The time has come
It is not as if the government was not warned – time and again. For one thing, there was something odd about Finance Minister Ishaq Dar returning from his IMF meetings in Dubai rather more content than the minutes would suggest. All that the government achieved – over and over again – was getting the Fund to approve repeated downward revisions of revenue targets. That means, in simple terms, that Dar sb’s ministry was unable to collect stipulated tax revenue even as this outgoing IMF program rolled on. And each time it promised to expand the base next time, and each time ended up begging for another downward revision.
Interestingly, every time the Fund would relent, Dar sb would sell it as a major step forward back home. For some reason, the finance minister equated his inability to gather desperately needed tax revenue, and IMF’s acceptance of the failure, as a commendable achievement for the national economy. But now the joyride is about to come to grinding halt. For one thing, the IMF program is about to expire next year. And considering its unimpressive performance, whether or not another will come remains doubtful. For a government long since reduced to borrowing to stay solvent, this presents yet another existential dilemma.
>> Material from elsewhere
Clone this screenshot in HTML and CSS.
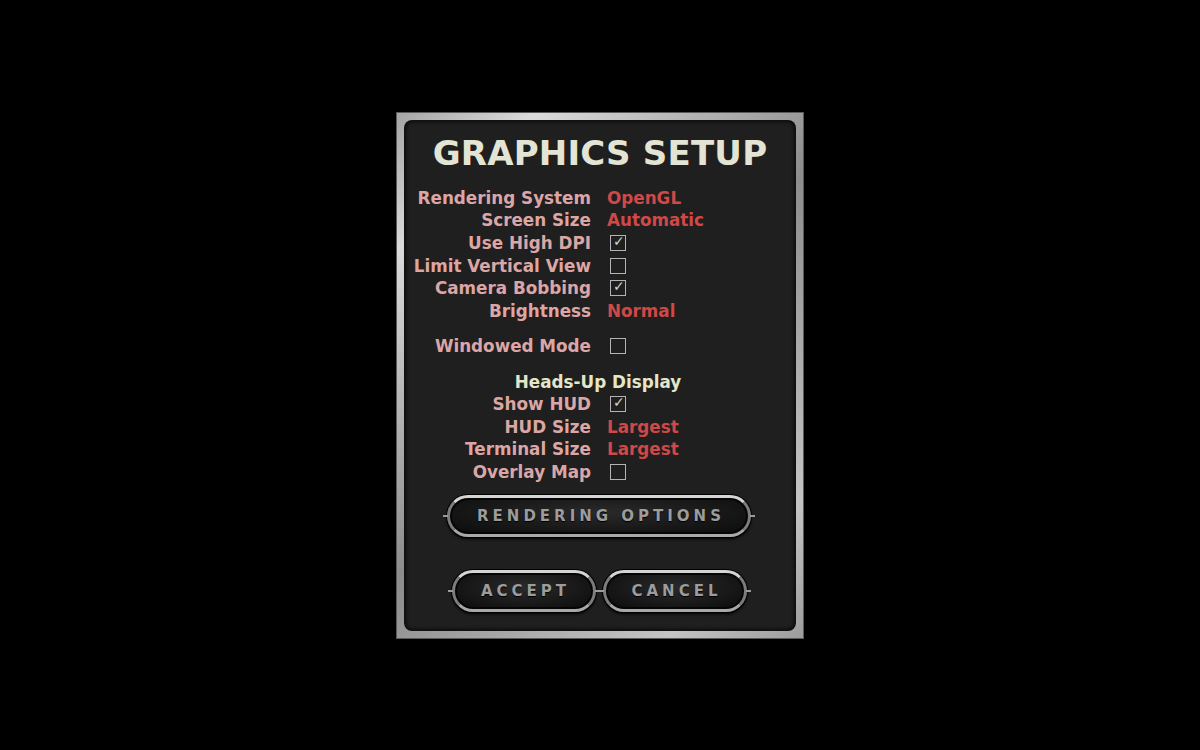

It could, of course, simply raise the Rs40b in unconventional taxes required by IMF and qualify for the new program. That would solve its balance of payments problems at least until the next election. But Dar sb must know by now that unconventional taxation, too, is easier said than done in the present environment. He is still struggling with his WHT smart idea. How, then, will he shove the Rs40b tax requirement down the middle class’s throat? True, the government promised expanding the tax net during the last general election campaign. However, it must have realised soon after its victory, if not long before it, that introducing necessary tax reforms would have required action against some of its own senior members. And now it has finally come to the point where it will have to make ordinary people pay for its own follies. As the next election draws near, this will have a pronounced political fallout that the government might not be able to survive.